In short, this court can scarcely imagine a scenario in which public policy more clearly conflicts with federal statutory intent and purpose. The FLSA's amended overtime rules provide, in no uncertain terms, that public agencies are free to "pay" compensatory time off in lieu of monetary benefits, but may do so only if they bargain with their employees for such arrangements. There is no dispute here that plaintiffs were covered by a collective bargaining agreement, that the agreement did not authorize payment of compensatory time off for all overtime hours, and that the District did not implement its policy pursuant to an agreement reached with plaintiffs' certified representative. We need not decide whether application of D.C. Code § 1-612.3(d) in other contexts would also violate the FLSA. It is sufficient for present purposes to observe that as a direct result of District policy and practice, plaintiffs were deprived of monetary compensation to which they were legally entitled under the FLSA's overtime provisions.

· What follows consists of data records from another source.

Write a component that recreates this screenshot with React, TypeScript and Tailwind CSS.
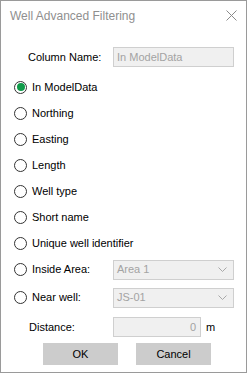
import React from "react";

const options = [
  "In ModelData",
  "Northing",
  "Easting",
  "Length",
  "Well type",
  "Short name",
  "Unique well identifier",
];

function Radio({ checked }: { checked?: boolean }) {
  return (
    <span className="w-[13px] h-[13px] rounded-full border border-[#333] bg-white flex items-center justify-center shrink-0">
      {checked && <span className="w-[8px] h-[8px] rounded-full bg-[#0f9b4a]" />}
    </span>
  );
}

function Chevron() {
  return (
    <svg width="9" height="5" viewBox="0 0 9 5" className="shrink-0">
      <path d="M0.5 0.5 L4.5 4.5 L8.5 0.5" fill="none" stroke="#a8a8a8" strokeWidth="1" />
    </svg>
  );
}

function Select({ value }: { value: string }) {
  return (
    <div className="w-[121px] h-[20px] border border-[#cfcfcf] bg-[#f0f0f0] flex items-center justify-between pl-[3px] pr-[6px] text-[#a3a3a3]">
      <span>{value}</span>
      <Chevron />
    </div>
  );
}

export default function App() {
  return (
    <div className="w-[247px] h-[373px] border border-[#9a9a9a] bg-white flex flex-col text-[11px] text-black font-['Liberation_Sans',Arial,sans-serif]">
      {/* Title bar */}
      <div className="h-[29px] flex items-center justify-between pl-[9px] pr-[9px] text-[12px] text-[#8f8f8f]">
        <span>Well Advanced Filtering</span>
        <svg width="11" height="11" viewBox="0 0 11 11">
          <path d="M0.5 0.5 L10.5 10.5 M10.5 0.5 L0.5 10.5" stroke="#8a8a8a" strokeWidth="1" />
        </svg>
      </div>

      {/* Column name */}
      <div className="flex items-center mt-[17px] h-[20px]">
        <span className="w-[112px] pl-[27px]">Column Name:</span>
        <div className="w-[121px] h-[20px] border border-[#cfcfcf] bg-[#f0f0f0] flex items-center pl-[3px] text-[#a3a3a3]">
          In ModelData
        </div>
      </div>

      {/* Radios */}
      <div className="flex flex-col mt-[7px]">
        {options.map((o, i) => (
          <div key={o} className="h-[26px] flex items-center pl-[13px] gap-[5px]">
            <Radio checked={i === 0} />
            <span>{o}</span>
          </div>
        ))}
        <div className="h-[27px] flex items-center">
          <div className="w-[112px] flex items-center pl-[13px] gap-[5px]">
            <Radio />
            <span>Inside Area:</span>
          </div>
          <Select value="Area 1" />
        </div>
        <div className="h-[29px] flex items-center">
          <div className="w-[112px] flex items-center pl-[13px] gap-[5px]">
            <Radio />
            <span>Near well:</span>
          </div>
          <Select value="JS-01" />
        </div>
      </div>

      {/* Distance */}
      <div className="flex items-center mt-[5px] h-[20px]">
        <span className="w-[112px] pl-[28px]">Distance:</span>
        <div className="w-[88px] h-[20px] border border-[#cfcfcf] bg-[#f0f0f0] flex items-center justify-end pr-[4px] text-[#a3a3a3]">
          0
        </div>
        <span className="ml-[5px]">m</span>
      </div>

      {/* Buttons */}
      <div className="flex mt-[6px] pl-[42px] gap-[18px]">
        <button className="w-[75px] h-[22px] bg-[#cccccc] text-[11px]">OK</button>
        <button className="w-[75px] h-[22px] bg-[#cccccc] text-[11px]">Cancel</button>
      </div>
    </div>
  );
}
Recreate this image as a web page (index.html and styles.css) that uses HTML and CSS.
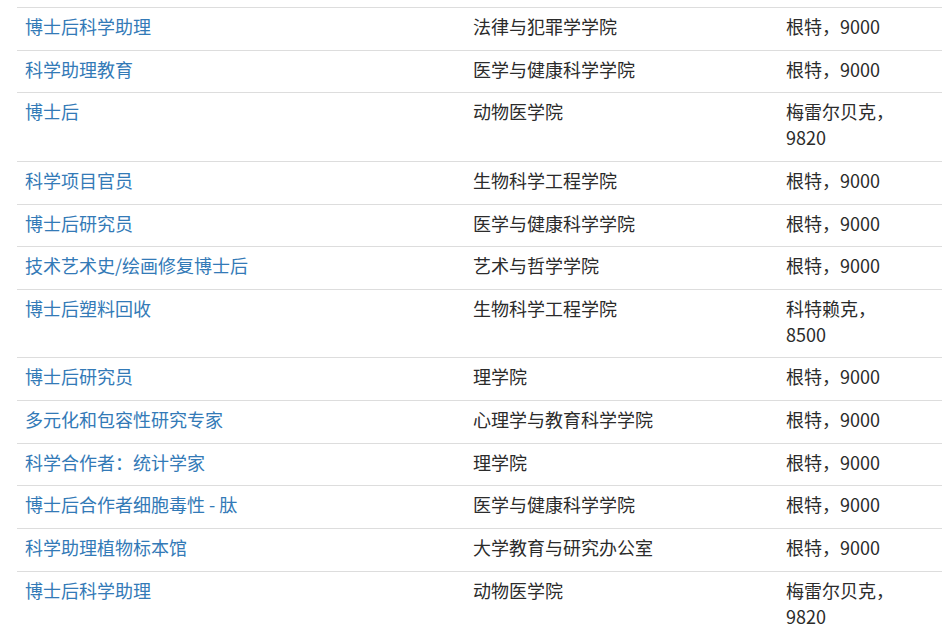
FILE: index.html
```html
<!DOCTYPE html>
<html lang="zh-CN">
<head>
<meta charset="utf-8">
<title>职位列表</title>
<link rel="stylesheet" href="styles.css">
</head>
<body>
<div class="page">
<table class="jobs">
<colgroup><col class="c-title"><col class="c-dept"><col class="c-loc"></colgroup>
<tbody>
<tr><td><a href="#">博士后科学助理</a></td><td>法律与犯罪学学院</td><td class="loc">根特，9000</td></tr>
<tr><td><a href="#">科学助理教育</a></td><td>医学与健康科学学院</td><td class="loc">根特，9000</td></tr>
<tr><td><a href="#">博士后</a></td><td>动物医学院</td><td class="loc">梅雷尔贝克，9820</td></tr>
<tr><td><a href="#">科学项目官员</a></td><td>生物科学工程学院</td><td class="loc">根特，9000</td></tr>
<tr><td><a href="#">博士后研究员</a></td><td>医学与健康科学学院</td><td class="loc">根特，9000</td></tr>
<tr><td><a href="#">技术艺术史/绘画修复博士后</a></td><td>艺术与哲学学院</td><td class="loc">根特，9000</td></tr>
<tr><td><a href="#">博士后塑料回收</a></td><td>生物科学工程学院</td><td class="loc">科特赖克，8500</td></tr>
<tr><td><a href="#">博士后研究员</a></td><td>理学院</td><td class="loc">根特，9000</td></tr>
<tr><td><a href="#">多元化和包容性研究专家</a></td><td>心理学与教育科学学院</td><td class="loc">根特，9000</td></tr>
<tr><td><a href="#">科学合作者：统计学家</a></td><td>理学院</td><td class="loc">根特，9000</td></tr>
<tr><td><a href="#">博士后合作者细胞毒性 - 肽</a></td><td>医学与健康科学学院</td><td class="loc">根特，9000</td></tr>
<tr><td><a href="#">科学助理植物标本馆</a></td><td>大学教育与研究办公室</td><td class="loc">根特，9000</td></tr>
<tr><td><a href="#">博士后科学助理</a></td><td>动物医学院</td><td class="loc">梅雷尔贝克，9820</td></tr>
</tbody>
</table>
</div>
</body>
</html>
```

FILE: styles.css
```css
html, body {
  margin: 0;
  padding: 0;
  background: #fff;
}
body {
  font-family: "Noto Sans CJK SC", "Noto Sans", sans-serif;
  font-size: 18px;
  line-height: 1.428571;
  color: #2b2b2b;
  overflow: hidden;
}
.page {
  padding: 7px 0 0 17px;
}
.jobs {
  width: 925px;
  border-collapse: collapse;
  border-spacing: 0;
  table-layout: fixed;
}
.c-title { width: 448px; }
.c-dept { width: 313px; }
.c-loc { width: 164px; }
.jobs td {
  padding: 6px 8px 10px;
  border-top: 1px solid #ddd;
  vertical-align: top;
  text-align: left;
}
.jobs td.loc {
  padding-right: 48px;
}
.jobs a {
  color: #337ab7;
  text-decoration: none;
}
```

For the foregoing reasons, we find that the District has failed to establish that its police sergeants are exempt from the FLSA's overtime provisions. In addition, the District contravened the FLSA's overtime provisions when it "paid" compensatory time off in lieu of monetary overtime benefits from April 15, 1986 to October 1, 1987, in the absence of a provision in the parties' collective bargaining agreement or another agreement providing for such substitution. The District was acting within its means, however, when it substituted compensatory time off for overtime hours expended by plaintiffs for court appearances. We have evaluated all of the District's arguments on each of these points, and consider those not expressly addressed above to be without merit. For these reasons, plaintiff's motion for partial summary judgment must be granted in part, and defendant's motion for partial summary judgment must be denied. The pivotal remaining issue in this case would appear to be the precise amount of overtime pay to which plaintiffs are entitled. This matter can be addressed at the parties' next status conference.
An order consistent with the foregoing has been entered this day.